- WRITTEN TASK
Go through the data below and copy it exactly, skipping every picture.
****************
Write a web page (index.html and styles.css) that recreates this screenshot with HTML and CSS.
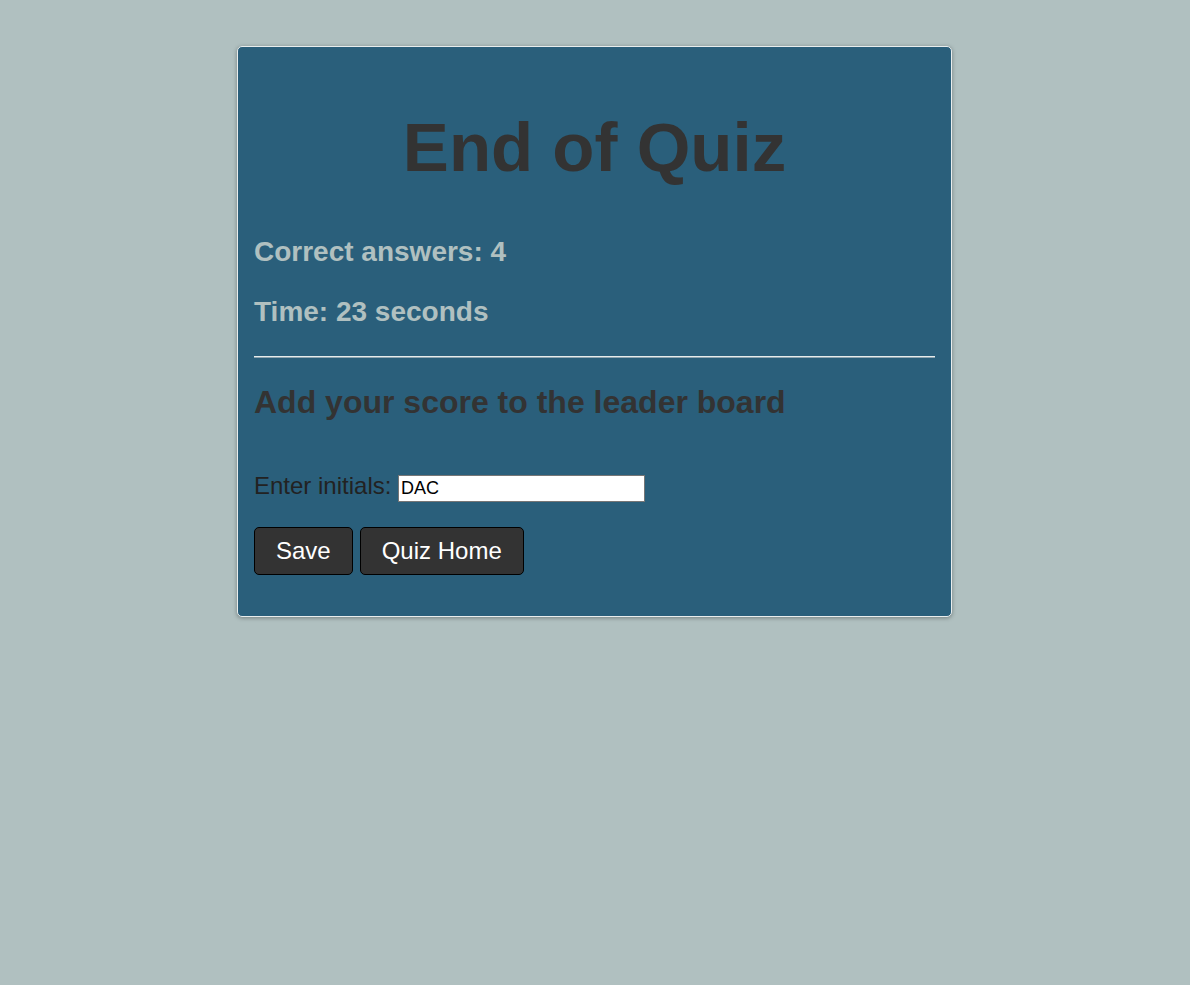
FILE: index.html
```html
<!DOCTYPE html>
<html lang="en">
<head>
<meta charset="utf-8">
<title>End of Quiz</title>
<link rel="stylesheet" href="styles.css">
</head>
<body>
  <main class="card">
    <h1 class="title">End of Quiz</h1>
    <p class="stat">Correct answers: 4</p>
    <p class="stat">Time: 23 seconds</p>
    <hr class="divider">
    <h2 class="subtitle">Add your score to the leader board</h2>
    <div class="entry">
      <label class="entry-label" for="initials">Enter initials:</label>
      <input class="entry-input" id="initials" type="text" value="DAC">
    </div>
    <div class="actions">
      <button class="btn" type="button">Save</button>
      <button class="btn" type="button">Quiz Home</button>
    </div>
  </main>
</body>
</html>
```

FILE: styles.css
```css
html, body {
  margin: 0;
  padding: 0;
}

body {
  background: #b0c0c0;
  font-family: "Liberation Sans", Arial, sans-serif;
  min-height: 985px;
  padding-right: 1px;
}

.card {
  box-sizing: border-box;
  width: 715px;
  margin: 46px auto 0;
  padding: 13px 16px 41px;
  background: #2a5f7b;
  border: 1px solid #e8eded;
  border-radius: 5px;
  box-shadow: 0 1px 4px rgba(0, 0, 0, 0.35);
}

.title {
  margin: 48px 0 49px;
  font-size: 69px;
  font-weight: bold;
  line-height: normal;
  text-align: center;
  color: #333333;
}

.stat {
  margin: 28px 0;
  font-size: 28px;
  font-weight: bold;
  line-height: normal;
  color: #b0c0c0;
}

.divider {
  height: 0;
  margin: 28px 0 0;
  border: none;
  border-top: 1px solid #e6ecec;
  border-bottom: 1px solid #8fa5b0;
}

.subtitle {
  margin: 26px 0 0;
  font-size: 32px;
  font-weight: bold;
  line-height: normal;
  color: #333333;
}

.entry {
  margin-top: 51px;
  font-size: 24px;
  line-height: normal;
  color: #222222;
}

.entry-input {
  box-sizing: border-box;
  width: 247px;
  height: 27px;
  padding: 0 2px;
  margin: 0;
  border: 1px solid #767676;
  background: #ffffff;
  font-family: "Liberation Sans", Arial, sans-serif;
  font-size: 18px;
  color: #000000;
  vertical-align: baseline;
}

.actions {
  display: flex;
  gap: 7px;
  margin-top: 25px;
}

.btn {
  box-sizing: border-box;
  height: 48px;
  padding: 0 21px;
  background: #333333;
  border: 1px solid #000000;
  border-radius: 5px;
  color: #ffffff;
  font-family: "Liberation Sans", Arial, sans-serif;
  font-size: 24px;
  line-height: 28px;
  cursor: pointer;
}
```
****************
- ANSWER FOR THIS EXERCISE
Write a web page (index.html and styles.css) that recreates this screenshot with HTML and CSS.
FILE: index.html
```html
<!DOCTYPE html>
<html lang="en">
<head>
<meta charset="utf-8">
<title>End of Quiz</title>
<link rel="stylesheet" href="styles.css">
</head>
<body>
  <main class="card">
    <h1 class="title">End of Quiz</h1>
    <p class="stat">Correct answers: 4</p>
    <p class="stat">Time: 23 seconds</p>
    <hr class="divider">
    <h2 class="subtitle">Add your score to the leader board</h2>
    <div class="entry">
      <label class="entry-label" for="initials">Enter initials:</label>
      <input class="entry-input" id="initials" type="text" value="DAC">
    </div>
    <div class="actions">
      <button class="btn" type="button">Save</button>
      <button class="btn" type="button">Quiz Home</button>
    </div>
  </main>
</body>
</html>
```

FILE: styles.css
```css
html, body {
  margin: 0;
  padding: 0;
}

body {
  background: #b0c0c0;
  font-family: "Liberation Sans", Arial, sans-serif;
  min-height: 985px;
  padding-right: 1px;
}

.card {
  box-sizing: border-box;
  width: 715px;
  margin: 46px auto 0;
  padding: 13px 16px 41px;
  background: #2a5f7b;
  border: 1px solid #e8eded;
  border-radius: 5px;
  box-shadow: 0 1px 4px rgba(0, 0, 0, 0.35);
}

.title {
  margin: 48px 0 49px;
  font-size: 69px;
  font-weight: bold;
  line-height: normal;
  text-align: center;
  color: #333333;
}

.stat {
  margin: 28px 0;
  font-size: 28px;
  font-weight: bold;
  line-height: normal;
  color: #b0c0c0;
}

.divider {
  height: 0;
  margin: 28px 0 0;
  border: none;
  border-top: 1px solid #e6ecec;
  border-bottom: 1px solid #8fa5b0;
}

.subtitle {
  margin: 26px 0 0;
  font-size: 32px;
  font-weight: bold;
  line-height: normal;
  color: #333333;
}

.entry {
  margin-top: 51px;
  font-size: 24px;
  line-height: normal;
  color: #222222;
}

.entry-input {
  box-sizing: border-box;
  width: 247px;
  height: 27px;
  padding: 0 2px;
  margin: 0;
  border: 1px solid #767676;
  background: #ffffff;
  font-family: "Liberation Sans", Arial, sans-serif;
  font-size: 18px;
  color: #000000;
  vertical-align: baseline;
}

.actions {
  display: flex;
  gap: 7px;
  margin-top: 25px;
}

.btn {
  box-sizing: border-box;
  height: 48px;
  padding: 0 21px;
  background: #333333;
  border: 1px solid #000000;
  border-radius: 5px;
  color: #ffffff;
  font-family: "Liberation Sans", Arial, sans-serif;
  font-size: 24px;
  line-height: 28px;
  cursor: pointer;
}
```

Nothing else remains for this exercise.